The Building Trades had always enjoyed strong solidarity built through years of sympathy strike action.
By 1921, they were involved in a bitter dispute with the city’s employers, who had been on the open-shop offensive since the end of the World War I.
Contractors attempted to impose deep wage cuts and instituted a lockout when the Building Trades refused to go along.
Judge Kenesaw Landis, who sent close to one hundred IWW members to prison during World War I, arbitrated the dispute and issued his award that fall.
Considered a major blow to the building trades, his award outlined eight points on behalf of employers.
It imposed deep wage cuts of anywhere from 15%-40%, practically abolished the right to strike, and undermined years of established work rules.
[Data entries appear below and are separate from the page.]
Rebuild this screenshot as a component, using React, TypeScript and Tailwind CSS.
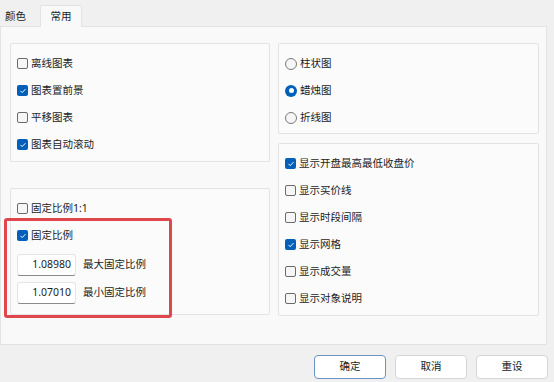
import React from 'react';

const FONT = '"Noto Sans", "Noto Sans CJK SC", sans-serif';

const CheckBox: React.FC<{ checked?: boolean; label: string }> = ({ checked, label }) => (
  <div className="flex h-[27px] items-center gap-[3px]">
    {checked ? (
      <span className="flex size-[11px] items-center justify-center rounded-[2px] bg-[#005fb8]">
        <svg className="size-[8px]" viewBox="0 0 10 10" fill="none" stroke="white" strokeWidth="1.2">
          <path d="M2.2 5.2l1.8 1.8 3.8-4" strokeLinecap="round" strokeLinejoin="round" />
        </svg>
      </span>
    ) : (
      <span className="size-[11px] rounded-[2px] border border-[#6b6b6b] bg-[#f6f6f6]" />
    )}
    <span className="text-[10.5px] text-[#1b1b1b]">{label}</span>
  </div>
);

const Radio: React.FC<{ checked?: boolean; label: string }> = ({ checked, label }) => (
  <div className="flex h-[27px] items-center gap-[3px]">
    {checked ? (
      <span className="flex size-[12px] items-center justify-center rounded-full bg-[#005fb8]">
        <span className="size-[5px] rounded-full bg-white" />
      </span>
    ) : (
      <span className="size-[12px] rounded-full border border-[#7a7a7a] bg-[#f6f6f6]" />
    )}
    <span className="text-[10.5px] text-[#1b1b1b]">{label}</span>
  </div>
);

const NumberBox: React.FC<{ value: string; label: string }> = ({ value, label }) => (
  <div className="flex items-center gap-[7px]">
    <div className="flex h-[22px] w-[59px] items-center justify-end rounded-[3px] border border-[#e5e5e5] border-b-[#8a8a8a] bg-white pr-[4px] text-[10.5px] text-[#1b1b1b]">
      {value}
    </div>
    <span className="text-[10.5px] text-[#1b1b1b]">{label}</span>
  </div>
);

const Group: React.FC<{ className?: string; children: React.ReactNode }> = ({ className, children }) => (
  <div className={`rounded-[2px] border border-[#e3e3e3] bg-[#fbfbfb] pl-[6px] pt-[6px] ${className ?? ''}`}>
    {children}
  </div>
);

const Button: React.FC<{ label: string; primary?: boolean }> = ({ label, primary }) => (
  <div
    className={`flex h-[24px] w-[72px] items-center justify-center rounded-[4px] border bg-white text-[10.5px] text-[#1b1b1b] ${
      primary ? 'border-[#6b93c6]' : 'border-[#d6d6d6]'
    }`}
  >
    {label}
  </div>
);

export default function App() {
  return (
    <div className="relative h-[382px] w-[554px] overflow-hidden bg-[#f0f0f0]" style={{ fontFamily: FONT }}>
      {/* Tabs */}
      <div className="flex h-[26px] items-end">
        <div className="flex h-[20px] w-[40px] items-center pl-[5px] pt-[2px] text-[10.5px] text-[#1b1b1b]">颜色</div>
        <div className="relative z-10 -mb-px flex h-[22px] w-[42px] items-start justify-center rounded-t-[2px] border border-b-0 border-[#e3e3e3] bg-[#f9f9f9] pt-[3px] text-[10.5px] text-[#1b1b1b]">
          常用
        </div>
      </div>

      {/* Panel */}
      <div className="flex h-[319px] w-[547px] gap-[8px] border border-[#e3e3e3] bg-[#f9f9f9] pl-[9px] pt-[16px]">
        <div className="flex w-[260px] flex-col gap-[26px]">
          <Group className="h-[119px]">
            <CheckBox label="离线图表" />
            <CheckBox checked label="图表置前景" />
            <CheckBox label="平移图表" />
            <CheckBox checked label="图表自动滚动" />
          </Group>
          <Group className="h-[127px]">
            <CheckBox label="固定比例1:1" />
            <CheckBox checked label="固定比例" />
            <div className="mt-[5px] flex flex-col gap-[6px]">
              <NumberBox value="1.08980" label="最大固定比例" />
              <NumberBox value="1.07010" label="最小固定比例" />
            </div>
          </Group>
        </div>
        <div className="flex w-[261px] flex-col gap-[9px]">
          <Group className="h-[91px]">
            <Radio label="柱状图" />
            <Radio checked label="蜡烛图" />
            <Radio label="折线图" />
          </Group>
          <Group className="h-[173px]">
            <CheckBox checked label="显示开盘最高最低收盘价" />
            <CheckBox label="显示买价线" />
            <CheckBox label="显示时段间隔" />
            <CheckBox checked label="显示网格" />
            <CheckBox label="显示成交量" />
            <CheckBox label="显示对象说明" />
          </Group>
        </div>
      </div>

      {/* Buttons */}
      <div className="mt-[10px] flex justify-end gap-[9px] pr-[6px]">
        <Button primary label="确定" />
        <Button label="取消" />
        <Button label="重设" />
      </div>

      {/* Red annotation box */}
      <div className="pointer-events-none absolute left-[4px] top-[218px] h-[100px] w-[168px] rounded-[3px] border-[3px] border-[#e0474c]" />
    </div>
  );
}
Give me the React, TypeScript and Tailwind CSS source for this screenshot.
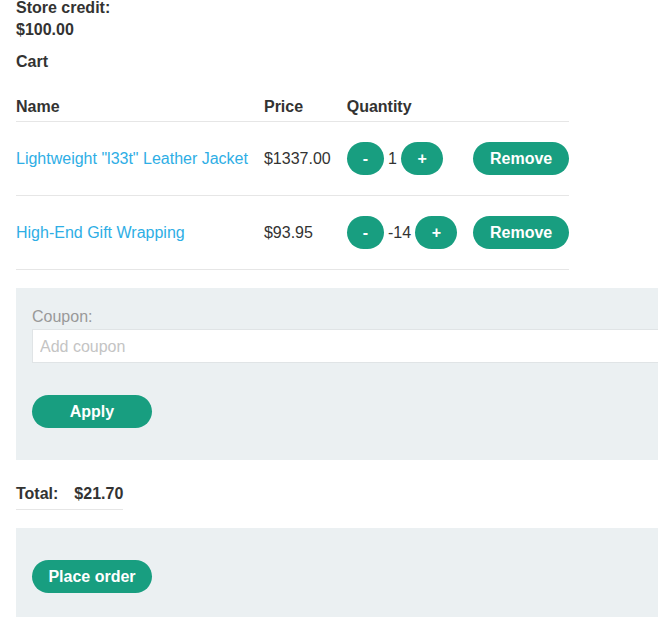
const items = [
  { name: 'Lightweight "l33t" Leather Jacket', price: "$1337.00", qty: 1 },
  { name: "High-End Gift Wrapping", price: "$93.95", qty: -14 },
];

function Pill({ children, className = "" }: { children: React.ReactNode; className?: string }) {
  return (
    <button
      className={
        "inline-flex h-[33px] items-center justify-center rounded-full bg-[#189e80] px-4 text-base font-bold text-white " +
        className
      }
    >
      {children}
    </button>
  );
}

export default function App() {
  return (
    <div
      className="overflow-hidden bg-white pl-4 text-base leading-[22px] text-[#333332]"
      style={{ fontFamily: '"Liberation Sans", Arial, sans-serif' }}
    >
      <div className="-mt-[3px] font-bold">
        <p>Store credit:</p>
        <p>$100.00</p>
      </div>
      <p className="mt-[10px] font-bold">Cart</p>

      <table className="mt-[23px] border-collapse text-left">
        <thead>
          <tr className="border-b border-[#e6e6e6]">
            <th className="pb-[3px] pr-4 font-bold">Name</th>
            <th className="pb-[3px] pr-4 font-bold">Price</th>
            <th className="pb-[3px] pr-4 font-bold">Quantity</th>
            <th className="w-[95px] pb-[3px]"></th>
          </tr>
        </thead>
        <tbody>
          {items.map((it) => (
            <tr key={it.name} className="h-[74px] border-b border-[#e6e6e6]">
              <td className="pr-4">
                <a className="text-[#2eaee5]" href="#">
                  {it.name}
                </a>
              </td>
              <td className="pr-4">{it.price}</td>
              <td className="pr-4 whitespace-nowrap">
                <div className="flex items-center gap-[4px]">
                  <Pill>-</Pill>
                  <span>{it.qty}</span>
                  <Pill className="px-[16.5px]">+</Pill>
                </div>
              </td>
              <td className="text-right">
                <Pill className="px-[16.5px]">Remove</Pill>
              </td>
            </tr>
          ))}
        </tbody>
      </table>

      <div className="mt-[18px] w-[700px] bg-[#ebf0f2] px-4 pb-[32px] pt-[18px]">
        <label className="block text-[#999999]">Coupon:</label>
        <input
          className="mt-[1px] block h-[34px] w-[700px] border border-[#e0e4e6] bg-white px-[7px] pt-[2px] text-base text-[#333332] outline-none placeholder:text-[#c4c4c4]"
          placeholder="Add coupon"
        />
        <Pill className="mt-[32px] min-w-[120px]">Apply</Pill>
      </div>

      <div className="mt-[23px] inline-flex gap-[16px] border-b border-[#e6e6e6] pb-[4px] font-bold">
        <span>Total:</span>
        <span>$21.70</span>
      </div>

      <div className="mt-[18px] w-[700px] bg-[#ebf0f2] px-4 pb-[24px] pt-[32px]">
        <Pill className="min-w-[120px]">Place order</Pill>
      </div>
    </div>
  );
}
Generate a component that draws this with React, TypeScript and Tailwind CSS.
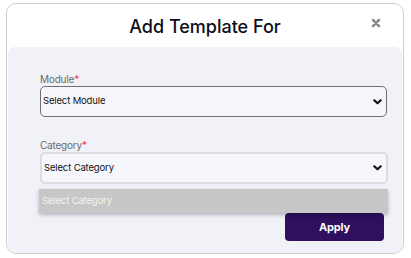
import React from 'react';

function Chevron() {
  return (
    <svg width="9" height="6" viewBox="0 0 9 6" className="shrink-0">
      <path d="M1.3 1.3 L4.5 4.3 L7.7 1.3" fill="none" stroke="#111" strokeWidth="2.2" strokeLinecap="round" strokeLinejoin="round" />
    </svg>
  );
}

function Field({ label, value, focused }: { label: string; value: string; focused?: boolean }) {
  return (
    <div className="flex flex-col">
      <label className="text-[10px] leading-[14px] tracking-[-0.2px] text-[#6a6a6a]">
        {label}
        <span className="text-[#e8384f]">*</span>
      </label>
      <div
        className={
          focused
            ? 'flex items-center justify-between h-[32px] w-[348px] pl-[2px] pr-[4px] rounded-[5px] bg-[#f6f7fc] border-2 border-[#dcdcdc]'
            : 'flex items-center justify-between h-[31px] w-[347px] pl-[2px] pr-[4px] rounded-[5px] bg-[#f5f6fb] border border-[#6f6f6f]'
        }
      >
        <span className="text-[9.5px] tracking-[-0.15px] text-[#111]">{value}</span>
        <Chevron />
      </div>
    </div>
  );
}

export default function App() {
  return (
    <div className="w-[411px] h-[258px] bg-white pt-[3px] px-[6px]" style={{ fontFamily: 'Inter, "Noto Sans", sans-serif' }}>
      <div className="h-[251px] w-[398px] border border-[#cfcfcf] rounded-[10px] flex flex-col overflow-hidden">
        {/* header */}
        <div className="relative h-[43px] shrink-0 flex justify-center pt-[11px]">
          <h1 className="text-[18px] leading-[24px] font-medium text-[#0d0d1a]">Add Template For</h1>
          <button className="absolute right-[22px] top-[14px]">
            <svg width="10" height="10" viewBox="0 0 10 10">
              <path d="M2 2 L8 8 M8 2 L2 8" stroke="#8a8a8a" strokeWidth="2.5" strokeLinecap="round" />
            </svg>
          </button>
        </div>

        {/* body */}
        <div className="relative flex-1 bg-[#f1f2f8] rounded-t-[7px] mx-[1px] pl-[32px] pt-[25px]">
          <Field label="Module" value="Select Module" />
          <div className="mt-[21px]">
            <Field label="Category" value="Select Category" focused />
          </div>
          <div className="flex justify-end w-[344px] mt-[29px]">
            <button className="w-[99px] h-[28px] rounded-[4px] bg-[#2f0f5e] text-white text-[11px] font-bold tracking-[-0.2px]">Apply</button>
          </div>

          {/* open dropdown menu */}
          <div className="absolute left-[31px] top-[142px] w-[349px] h-[24px] bg-[#c7c7c7] flex items-center pl-[3px] shadow-[0_2px_4px_rgba(0,0,0,0.25)]">
            <span className="text-[9.5px] tracking-[-0.15px] text-[#f4f4f4]">Select Category</span>
          </div>
        </div>
      </div>
    </div>
  );
}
As the Chicago Federation of Labor and Building Trades Council geared up for the fight, the employers created their own “Citizens Committee” to enforce the award.
The Chicago Federation of Labor noted that of the Committee’s 176 members, only 54 were based in the city and of those, only one had any connection with the industry.
On this day, the CBTC called for a strike.
Some unions refused to abide by the call.
The Building Trades split, with the Carpenters and Painters among those in favor of striking versus the Bricklayers, Electricians and Ironworkers, voting to honor the award.
A reported 60,000 building tradesmen walked off the job anyway, but the strike soon failed.
The Trades continued to erode the award’s strength and by 1926, many local agreements simply superseded its enforcement.